Members of the RCMP arrested seven individuals outside the Unist’ot’en healing centre Monday during the fifth day of enforcing a court-ordered injunction against members of the Wet’suwe’ten and their supporters blocking access to work sites for the Coastal GasLink pipeline.

Arresting land defenders, their supporters and raiding their camps is not the answer when people work to defend their rights in Canada. People have the right to peaceful protest.

The Coastal GasLink pipeline, which will run through their traditional, unceded territory has seen the land defenders at the Wet’suwet’en camps peacefully protecting the territory in support of the Wet’suwet’en Hereditary Chiefs. The RCMP says it is enforcing an injunction obtained by Coastal GasLink, but the justification and the legality are still in question.

The Wet’suwet’en have never ceded their land. And under Wet’suwet’en law, hereditary chiefs of five clans have authority over the nation’s 22,000 square kilometres of unceded territory. The hereditary chiefs have repeatedly opposed Coastal GasLink.

The labour movement is no stranger to seeing governments invoke laws to suppress workers’ rights.

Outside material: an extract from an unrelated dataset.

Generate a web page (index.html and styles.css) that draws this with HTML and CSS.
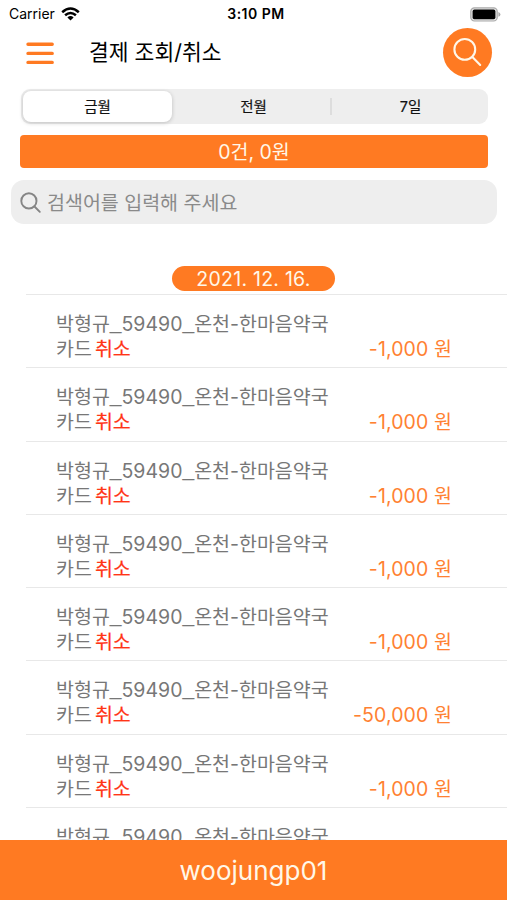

The Wet’suwet’en Hereditary Chiefs issued an eviction notice to Coastal GasLink for violating Wet’suwet’en trespassing laws, but it seems they are not entitled to the same rights as corporations.

The Wet’suwet’en people have inherent Indigenous rights and title that must be recognized and respected. Therefore, we stand in solidarity with the Wet’suwet’en land defenders in their struggle and support that all parties find a peaceful resolution to the conflict.